Of course, AEW’s clients are different to US opportunity funds, hedge funds and others that are trying to acquire French real estate at the corporate level. A perfect example in play is Gecina, a property company that owns €11 billion of real estate. At various stages last year, it was reported that Blackstone and Canada’s Ivanhoé Cambridge were working in cohorts to buy debt in the French company after two Spanish investment companies that owned 31 percent filed for bankruptcy. In November, it was reported how the same team put forward an offer to buy Metrovacesa’s 26.7 percent stake in Gecina.

This type of massive opportunity has yet to crystallize, but there are other opportunities afoot. For example, a lot of debt funds have been jockeying for position in Coeur Defense. In December, Bloomberg reported that the giant Paris office complex may sell for €1.3 billion, as much as €300 million less than the outstanding debt, and last month Lone Star Funds was reported to be in talks to gain control. The problems of Coeur Defense are inextricably linked to the collapse of Lehman Brothers, which acquired the building for €2.11 billion in March 2007. The opportunity lies in the outstanding debt owned by bondholders in a complex structure.

“I am seeing interest from opportunistic capital in France that I haven’t seen for five years,” sums up Theuriau.

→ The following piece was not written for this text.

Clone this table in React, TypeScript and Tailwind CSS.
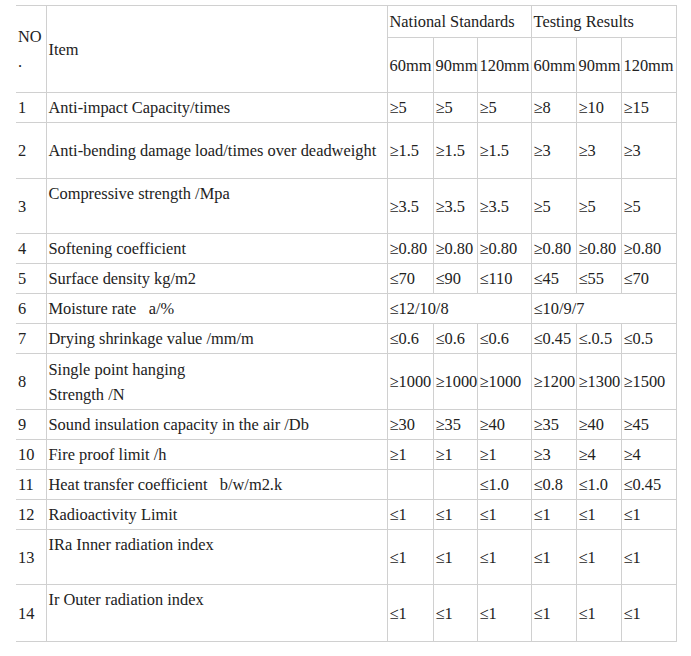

STAM Europe, meanwhile, has roughly €400 million to deploy in opportunistic strategies, but such a major opportunity has not yet arrived for its founder. De Broglie says he has been spending just 15 percent of his time in France and the bulk in Spain and Italy, where he felt he could deploy his capital more ably. He also notes that the opportunity in Gecina is more a Spanish-driven situation than a French one, given that the shareholders that sold were Spanish investment companies.

“French distressed situations – there must be a lot, but I haven’t seen them,” de Broglie says. “Until capital values go down, I don’t see the added value, opportunistic play becoming a rally. It is not like 1997, when capital values had gone down by 40 percent to 50 percent. We should have bought everything! We bought a bit, but we should have bought everything. Today, capital markets remain pretty high in my view, and the market hasn’t gone down.”

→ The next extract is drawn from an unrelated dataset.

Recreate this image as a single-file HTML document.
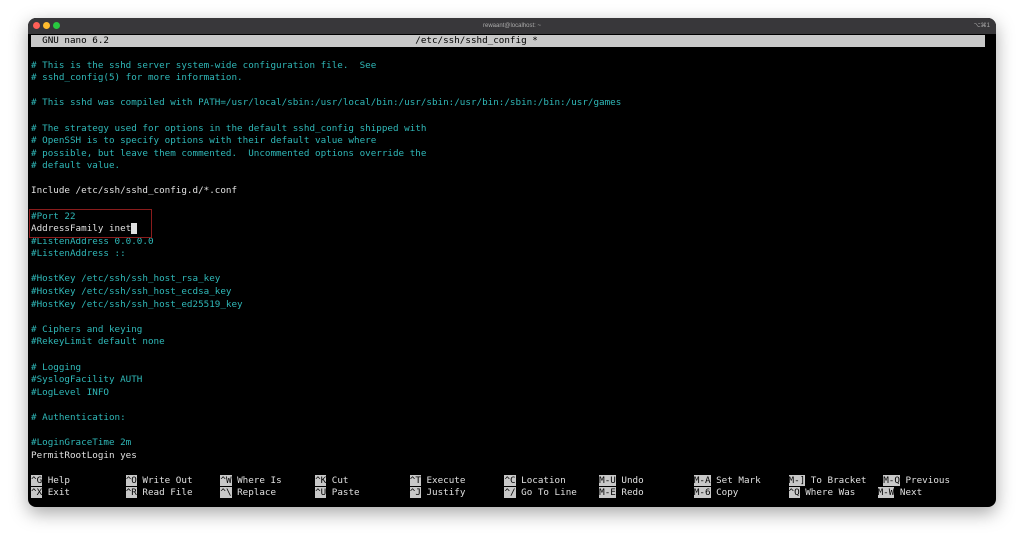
<!DOCTYPE html>
<html><head><style>
body{margin:0;width:1024px;height:545px;background:#fff;overflow:hidden;position:relative;font-family:"Liberation Mono",monospace}
.win{position:absolute;left:28px;top:18px;width:968px;height:489px;background:#000;border-radius:8px;box-shadow:0 6px 18px rgba(0,0,0,.35);overflow:hidden}
.tb{position:absolute;left:0;top:0;width:968px;height:16px;background:#38373a;color:#aaa;font:6px "Liberation Sans",sans-serif;text-align:center;line-height:16px}
.dot{position:absolute;top:4px;width:7px;height:7px;border-radius:50%}
.hdr{position:absolute;left:3px;top:17px;width:954px;height:12px;background:#c8c8c8}
pre{position:absolute;left:3px;top:16.5px;margin:0;font-size:9.25px;line-height:12.58px;color:#2fb8b8;white-space:pre}
.w{color:#e0e0e0}.k{background:#c8c8c8;color:#000}.h{color:#000}
.box{position:absolute;left:29px;top:209px;width:121px;height:27px;border:1px solid #8a1c1c}
.cur{background:#e0e0e0}
</style></head><body>
<div class="win">
<div class="tb">rewaant@localhost: ~<span style="position:absolute;right:6px">⌥⌘1</span>
<div class="dot" style="left:5px;background:#ff5f57"></div><div class="dot" style="left:15px;background:#febc2e"></div><div class="dot" style="left:25px;background:#28c840"></div></div>
<div class="hdr"></div>
<pre><span class="h">  GNU nano 6.2                                                       /etc/ssh/sshd_config *</span>

# This is the sshd server system-wide configuration file.  See
# sshd_config(5) for more information.

# This sshd was compiled with PATH=/usr/local/sbin:/usr/local/bin:/usr/sbin:/usr/bin:/sbin:/bin:/usr/games

# The strategy used for options in the default sshd_config shipped with
# OpenSSH is to specify options with their default value where
# possible, but leave them commented.  Uncommented options override the
# default value.

<span class="w">Include /etc/ssh/sshd_config.d/*.conf</span>

#Port 22
<span class="w">AddressFamily inet<span class="cur"> </span></span>
#ListenAddress 0.0.0.0
#ListenAddress ::

#HostKey /etc/ssh/ssh_host_rsa_key
#HostKey /etc/ssh/ssh_host_ecdsa_key
#HostKey /etc/ssh/ssh_host_ed25519_key

# Ciphers and keying
#RekeyLimit default none

# Logging
#SyslogFacility AUTH
#LogLevel INFO

# Authentication:

#LoginGraceTime 2m
<span class="w">PermitRootLogin yes</span>

<span class="w"><span class="k">^G</span> Help          <span class="k">^O</span> Write Out     <span class="k">^W</span> Where Is      <span class="k">^K</span> Cut           <span class="k">^T</span> Execute       <span class="k">^C</span> Location      <span class="k">M-U</span> Undo         <span class="k">M-A</span> Set Mark     <span class="k">M-]</span> To Bracket   <span class="k">M-Q</span> Previous</span>
<span class="w"><span class="k">^X</span> Exit          <span class="k">^R</span> Read File     <span class="k">^\</span> Replace       <span class="k">^U</span> Paste         <span class="k">^J</span> Justify       <span class="k">^/</span> Go To Line    <span class="k">M-E</span> Redo         <span class="k">M-6</span> Copy         <span class="k">^Q</span> Where Was    <span class="k">M-W</span> Next</span></pre>
</div>
<div class="box"></div>
</body></html>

Theuriau of Altarea Cogedim is a believer that distress is coming, but he notes that the only investments his firm has been able to make in the past 12 months were on the development side. He observes that there is less risk bringing to market a “green” modern building than in buying an obsolete one with only a few years left on the lease.

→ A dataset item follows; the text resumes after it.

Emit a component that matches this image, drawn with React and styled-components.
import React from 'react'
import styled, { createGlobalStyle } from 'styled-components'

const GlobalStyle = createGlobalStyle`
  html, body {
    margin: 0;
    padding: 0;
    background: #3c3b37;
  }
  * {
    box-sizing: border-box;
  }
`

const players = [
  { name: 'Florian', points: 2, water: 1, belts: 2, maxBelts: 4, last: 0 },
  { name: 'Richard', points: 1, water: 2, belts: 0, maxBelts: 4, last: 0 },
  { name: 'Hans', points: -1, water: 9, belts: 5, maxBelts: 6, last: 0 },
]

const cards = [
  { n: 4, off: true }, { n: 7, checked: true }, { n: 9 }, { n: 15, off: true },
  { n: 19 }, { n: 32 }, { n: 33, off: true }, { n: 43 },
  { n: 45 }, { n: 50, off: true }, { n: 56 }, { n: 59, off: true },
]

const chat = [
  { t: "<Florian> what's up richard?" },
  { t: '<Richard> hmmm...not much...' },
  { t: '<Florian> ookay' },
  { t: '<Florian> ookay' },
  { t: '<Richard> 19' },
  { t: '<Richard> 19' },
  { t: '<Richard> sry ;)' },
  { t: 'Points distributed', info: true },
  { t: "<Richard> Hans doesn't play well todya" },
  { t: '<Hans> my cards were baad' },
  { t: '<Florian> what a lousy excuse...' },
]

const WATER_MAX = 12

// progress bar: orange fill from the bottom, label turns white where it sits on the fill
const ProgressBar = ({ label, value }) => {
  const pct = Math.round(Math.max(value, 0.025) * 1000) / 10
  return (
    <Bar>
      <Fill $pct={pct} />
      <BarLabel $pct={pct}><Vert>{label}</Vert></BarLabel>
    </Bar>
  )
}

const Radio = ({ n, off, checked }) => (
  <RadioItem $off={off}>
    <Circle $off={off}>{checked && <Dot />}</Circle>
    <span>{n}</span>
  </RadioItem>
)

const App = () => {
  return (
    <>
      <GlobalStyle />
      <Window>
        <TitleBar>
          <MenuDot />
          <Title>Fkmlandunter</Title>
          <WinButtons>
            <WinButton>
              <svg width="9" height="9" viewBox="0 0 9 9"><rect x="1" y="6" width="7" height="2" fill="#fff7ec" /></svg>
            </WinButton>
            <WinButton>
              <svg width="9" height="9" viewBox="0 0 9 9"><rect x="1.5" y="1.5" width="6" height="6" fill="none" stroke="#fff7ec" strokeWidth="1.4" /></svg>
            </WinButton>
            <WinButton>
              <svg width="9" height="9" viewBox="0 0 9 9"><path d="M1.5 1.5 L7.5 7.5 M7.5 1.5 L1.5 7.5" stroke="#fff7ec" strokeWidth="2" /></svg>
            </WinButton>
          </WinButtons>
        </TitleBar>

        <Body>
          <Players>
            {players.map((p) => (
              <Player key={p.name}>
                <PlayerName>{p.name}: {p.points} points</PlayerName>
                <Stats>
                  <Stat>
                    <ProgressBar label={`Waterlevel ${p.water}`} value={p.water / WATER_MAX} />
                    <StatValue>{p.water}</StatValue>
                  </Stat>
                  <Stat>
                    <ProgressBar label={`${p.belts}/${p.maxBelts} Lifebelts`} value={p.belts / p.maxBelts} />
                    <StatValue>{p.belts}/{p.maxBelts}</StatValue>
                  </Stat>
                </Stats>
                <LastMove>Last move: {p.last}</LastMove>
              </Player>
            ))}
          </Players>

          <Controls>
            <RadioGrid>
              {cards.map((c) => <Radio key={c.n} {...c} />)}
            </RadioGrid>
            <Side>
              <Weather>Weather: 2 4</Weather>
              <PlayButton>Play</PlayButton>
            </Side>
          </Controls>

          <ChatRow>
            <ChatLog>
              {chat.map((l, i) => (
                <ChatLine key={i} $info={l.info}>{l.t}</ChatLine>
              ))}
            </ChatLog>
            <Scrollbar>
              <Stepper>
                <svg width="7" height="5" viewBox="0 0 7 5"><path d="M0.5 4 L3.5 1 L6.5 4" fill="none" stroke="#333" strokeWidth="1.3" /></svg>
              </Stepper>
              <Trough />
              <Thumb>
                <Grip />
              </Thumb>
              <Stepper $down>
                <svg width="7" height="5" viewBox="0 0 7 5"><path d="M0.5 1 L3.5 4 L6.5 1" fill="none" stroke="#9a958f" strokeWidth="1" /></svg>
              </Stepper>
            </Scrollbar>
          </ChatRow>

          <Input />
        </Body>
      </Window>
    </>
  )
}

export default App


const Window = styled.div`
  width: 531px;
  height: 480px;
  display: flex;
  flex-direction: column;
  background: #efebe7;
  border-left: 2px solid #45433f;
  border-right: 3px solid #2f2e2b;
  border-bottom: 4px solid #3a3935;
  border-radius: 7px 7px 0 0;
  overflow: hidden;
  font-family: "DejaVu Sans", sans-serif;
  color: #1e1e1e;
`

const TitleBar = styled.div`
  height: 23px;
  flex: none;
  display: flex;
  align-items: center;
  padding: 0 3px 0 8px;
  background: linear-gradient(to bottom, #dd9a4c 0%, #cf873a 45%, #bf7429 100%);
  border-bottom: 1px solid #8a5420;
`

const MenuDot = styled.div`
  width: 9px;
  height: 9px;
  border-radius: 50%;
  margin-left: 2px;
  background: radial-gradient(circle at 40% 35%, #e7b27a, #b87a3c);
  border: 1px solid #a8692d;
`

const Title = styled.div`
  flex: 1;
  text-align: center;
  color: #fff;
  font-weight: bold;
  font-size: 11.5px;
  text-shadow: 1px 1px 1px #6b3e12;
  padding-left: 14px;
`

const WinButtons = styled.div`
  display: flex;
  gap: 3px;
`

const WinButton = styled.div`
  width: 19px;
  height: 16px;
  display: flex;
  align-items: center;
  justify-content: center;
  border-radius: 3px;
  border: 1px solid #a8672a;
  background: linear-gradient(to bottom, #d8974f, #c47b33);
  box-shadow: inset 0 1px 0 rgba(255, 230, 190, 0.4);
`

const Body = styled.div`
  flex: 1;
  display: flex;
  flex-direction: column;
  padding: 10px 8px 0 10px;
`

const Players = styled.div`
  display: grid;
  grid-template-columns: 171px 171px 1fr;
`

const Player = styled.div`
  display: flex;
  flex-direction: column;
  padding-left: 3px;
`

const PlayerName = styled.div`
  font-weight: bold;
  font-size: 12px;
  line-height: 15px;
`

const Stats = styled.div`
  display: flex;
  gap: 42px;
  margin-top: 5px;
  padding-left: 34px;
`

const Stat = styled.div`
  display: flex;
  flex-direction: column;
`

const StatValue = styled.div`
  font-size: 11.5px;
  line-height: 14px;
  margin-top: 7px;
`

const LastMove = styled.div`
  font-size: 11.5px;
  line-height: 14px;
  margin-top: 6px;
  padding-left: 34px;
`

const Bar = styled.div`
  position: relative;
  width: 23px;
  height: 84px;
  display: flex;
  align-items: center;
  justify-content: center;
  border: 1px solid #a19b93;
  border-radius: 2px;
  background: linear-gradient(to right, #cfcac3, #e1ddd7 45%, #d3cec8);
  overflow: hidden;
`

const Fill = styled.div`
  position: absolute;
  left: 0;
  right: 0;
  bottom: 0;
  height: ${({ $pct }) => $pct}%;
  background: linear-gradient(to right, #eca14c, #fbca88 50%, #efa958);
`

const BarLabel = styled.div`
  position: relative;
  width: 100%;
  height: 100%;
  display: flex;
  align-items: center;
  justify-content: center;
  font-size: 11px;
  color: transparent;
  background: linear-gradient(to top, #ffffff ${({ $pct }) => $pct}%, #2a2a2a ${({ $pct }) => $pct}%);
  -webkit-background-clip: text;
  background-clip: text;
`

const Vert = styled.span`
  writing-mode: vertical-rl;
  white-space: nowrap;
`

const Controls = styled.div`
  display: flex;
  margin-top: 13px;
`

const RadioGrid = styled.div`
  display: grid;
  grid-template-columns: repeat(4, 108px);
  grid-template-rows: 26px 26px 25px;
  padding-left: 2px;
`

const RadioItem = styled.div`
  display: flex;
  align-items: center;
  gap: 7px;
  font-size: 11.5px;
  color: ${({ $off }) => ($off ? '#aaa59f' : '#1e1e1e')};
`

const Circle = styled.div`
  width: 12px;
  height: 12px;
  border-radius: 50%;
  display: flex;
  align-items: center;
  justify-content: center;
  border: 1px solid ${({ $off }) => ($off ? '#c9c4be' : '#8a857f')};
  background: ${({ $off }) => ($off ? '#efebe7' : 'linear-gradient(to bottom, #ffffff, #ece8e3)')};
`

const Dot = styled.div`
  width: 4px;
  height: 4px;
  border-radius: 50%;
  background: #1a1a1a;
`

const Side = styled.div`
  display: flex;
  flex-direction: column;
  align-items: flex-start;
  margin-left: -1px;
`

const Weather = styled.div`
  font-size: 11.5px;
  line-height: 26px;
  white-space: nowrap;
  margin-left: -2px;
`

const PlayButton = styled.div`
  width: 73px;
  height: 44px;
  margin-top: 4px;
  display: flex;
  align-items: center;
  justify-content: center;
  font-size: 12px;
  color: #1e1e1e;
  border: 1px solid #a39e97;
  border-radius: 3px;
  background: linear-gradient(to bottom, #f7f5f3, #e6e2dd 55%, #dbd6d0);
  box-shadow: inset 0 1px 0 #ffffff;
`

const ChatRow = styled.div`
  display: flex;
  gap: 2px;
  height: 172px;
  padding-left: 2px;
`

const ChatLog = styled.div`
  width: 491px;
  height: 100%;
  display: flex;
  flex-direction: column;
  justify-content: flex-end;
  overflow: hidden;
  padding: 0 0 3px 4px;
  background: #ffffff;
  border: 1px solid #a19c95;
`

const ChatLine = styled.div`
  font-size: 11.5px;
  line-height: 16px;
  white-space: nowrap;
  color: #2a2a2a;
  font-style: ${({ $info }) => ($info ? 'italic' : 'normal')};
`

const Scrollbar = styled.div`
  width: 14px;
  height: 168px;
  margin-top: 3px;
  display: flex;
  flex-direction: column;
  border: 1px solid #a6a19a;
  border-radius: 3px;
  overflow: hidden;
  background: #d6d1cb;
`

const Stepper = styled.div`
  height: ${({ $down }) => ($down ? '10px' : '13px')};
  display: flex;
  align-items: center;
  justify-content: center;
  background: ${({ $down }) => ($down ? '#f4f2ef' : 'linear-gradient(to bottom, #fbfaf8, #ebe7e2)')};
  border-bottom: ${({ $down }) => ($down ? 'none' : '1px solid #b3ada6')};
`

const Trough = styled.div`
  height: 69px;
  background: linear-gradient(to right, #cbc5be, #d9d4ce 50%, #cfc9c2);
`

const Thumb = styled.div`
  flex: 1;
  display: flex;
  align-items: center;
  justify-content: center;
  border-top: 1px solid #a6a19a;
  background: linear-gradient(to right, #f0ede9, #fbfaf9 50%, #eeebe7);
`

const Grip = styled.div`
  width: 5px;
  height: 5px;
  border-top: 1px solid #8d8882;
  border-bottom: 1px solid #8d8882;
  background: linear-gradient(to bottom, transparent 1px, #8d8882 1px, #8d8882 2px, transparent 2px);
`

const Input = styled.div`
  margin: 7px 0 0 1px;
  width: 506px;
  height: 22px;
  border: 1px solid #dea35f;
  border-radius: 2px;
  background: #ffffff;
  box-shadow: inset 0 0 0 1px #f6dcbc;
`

Asked by CBRE’s Stewart Goatly how Altarea Cogedim would price such a development, Theuriau replies ‘constant’ – in other words, at today’s rents and cap rates. “We will be wrong on both, but it is natural hedge,” he says. “We try not to model rental growth and use 20-year cap rates as a model.”
Near-term opportunities

For the rest of the year, Stewart Goatly says CBRE is likely to see renewed interest in regional investment in cities such as Lyon, where there was €1 billion of deals last year. The other demand is coming from non-French investors looking to partner with local players on development, for example. Finally, the firm is aiding clients looking to take French capital outside of the country.

In 2012, AEW Europe bought the EDF Tower in La Défense and the Oxygène Tower in Lyon, but Delaire notes that the firm was moving away from low-yielding investments without compromising on location. “That means focusing on property types where the yield structure is higher,” he explains. “For example, we like logistics. Also, we are trying to invest in short-term leases at assets that are very well located in areas such as La Defense, but where rents are low compared to the rest of La Defense.”

Theuriau also likes distribution warehouses, as well as secondary and tertiary properties where the cap rate expansion is the same as for warehouses. He also has seen some opportunistic hotel investments of note, such as Mount Kellett buying in Paris.
“What does compare with 1997 is a lot of institutions wanting to get out of the same assets – secondary and tertiary, which are very difficult to finance on a single-asset basis and that will trade as portfolios,” Theuriau says. “We need to try to be on the other side of the table.”

Theuriau continues: “Just last week, I discovered two transactions off-market that sound pretty attractive to me, but I am a little bit more optimistic. It has been seven years since the crisis, with lots of changes, and the more interesting things are ahead of us.”

Antoine de Broglie
Chairman and founder
STAM Europe
De Broglie is the chairman and founder of STAM Europe, which manages around €1 billion in assets. The firm, which is 50 percent owned by original shareholders of Secured Capital, operates in France, Germany, Belgium, Italy, Luxembourg and Spain. Prior to starting up STAM Europe, de Broglie launched Transinvest in 1992 as one of the first specialized real estate banking firms in France.

Christian Delaire
Chief executive officer
AEW Europe
Delaire is chief executive of AEW Europe, which pursues core, core-plus, value-added and opportunistic strategies throughout the Continent. The Paris-based firm, which is owned by two French banks, manages €17.9 billion in assets. He began his career at accounting firm KPMG and subsequently worked at French insurer AXA, where he became global chief investment officer of its real estate investment management business.

Janet Stewart Goatly
Director
CBRE Capital Markets
Stewart Goatly is director of the Paris office for CBRE’s capital markets team, where she has particular responsibility for the international section. The capital markets team in Paris is 30-strong, with around two-thirds of those professionals earning fees. Prior to joining CBRE in 1993, she worked at Jones Lang LaSalle, where she was head of office leasing activities in Paris for 13 years.

Stéphane Theuriau
Senior executive vice president
Altarea Cogedim
Theuriau is the senior executive vice president in charge of office property and private equity at Altarea Cogedim. In that role, he is responsible for oversight of Altafund, the firm’s €600 million discretionary investment vehicle. Before joining the Paris-based firm in 2009, he was chairman and chief executive of Compagnie La Lucette for three years and, prior to that, spent 12 years at Morgan Stanley.